The Angelina Ballerina books form a series of stories about the heroine, Angelina (a mouse) and her friends and family (also, unsurprisingly, mice). Although ballet is an important interest, it’s not a feature of every story and in fact is barely mentioned in Angelina’s Birthday by Katharine Holabird (Author) and Helen Craig (Illustrator) (affiliate link). Instead this particular story focuses on the run up to Angelina’s birthday starting with a trip to the village on bikes to get decorations. The books are quite wordy for picture books and also feature incredibly detailed illustrations.
The thing that we noticed (we being me, Smallest and Tigerboy) when we were reading, is the way that the illustrations break the frame. So for example, on the very first page, setting the scene, there’s a beautiful framed picture of the main street of the village with mice pottering about, and Alice and Angelina on bikes riding into the frame.
This device crops up throughout the book although there are also full, double page, illustrated spreads, resplendent in detail.
Breaking the frame somehow adds immediacy to the story, drawing the reader in to events, as in the third illustration where the “big rock” as described in the words is so large that it edges out of the picture.

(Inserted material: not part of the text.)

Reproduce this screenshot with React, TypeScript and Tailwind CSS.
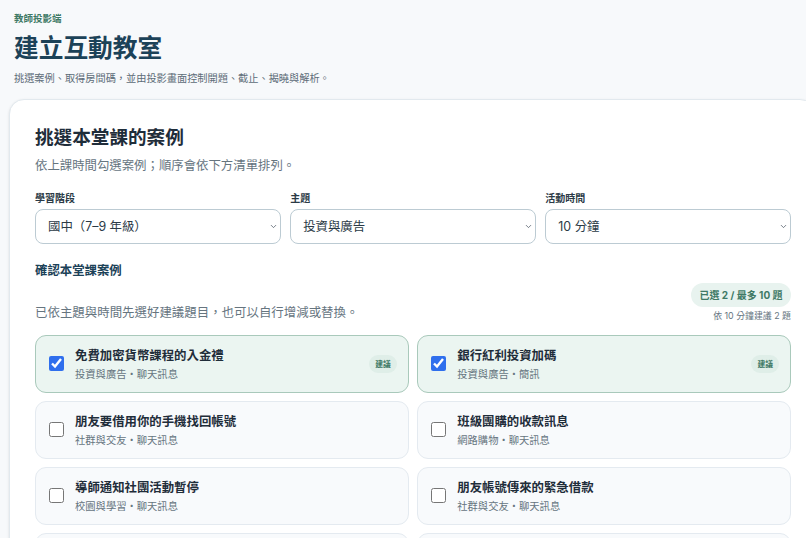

The children’s favourite though is the following page, where the force of the impact with the rock fires Angelina right out of the picture she’s in, across the double page, to land in a heap in the picture opposite.
(We had to read this page several times and carefully trace the trajectory of poor Angelina’s flight!)
The different styles of pictures throughout the book interact with the words to keep the story moving along. So little images for each day of the week take us through 5 days of story right up to the several fully illustrated pages that bring the story to its climax.
Again, important elements of the narrative are highlighted with pictorial elements breaking out of the frame, Henry below the line of the rest of the drawing in his own little patch of floor, leaping excitedly.
And I particularly love the end plate, the two friends who began the story on their bikes, finishing it the same way.
Up until today, I’ve not been an Angelina fan. But that was seeing it on TV, and somehow there’s a level of detail lost in the animation, and it’s the type of picture/ word interaction I’ve detailed in this review. Hopefully what I’ve learned from this is that it’s worth taking a second look, just in case, at pretty much everything.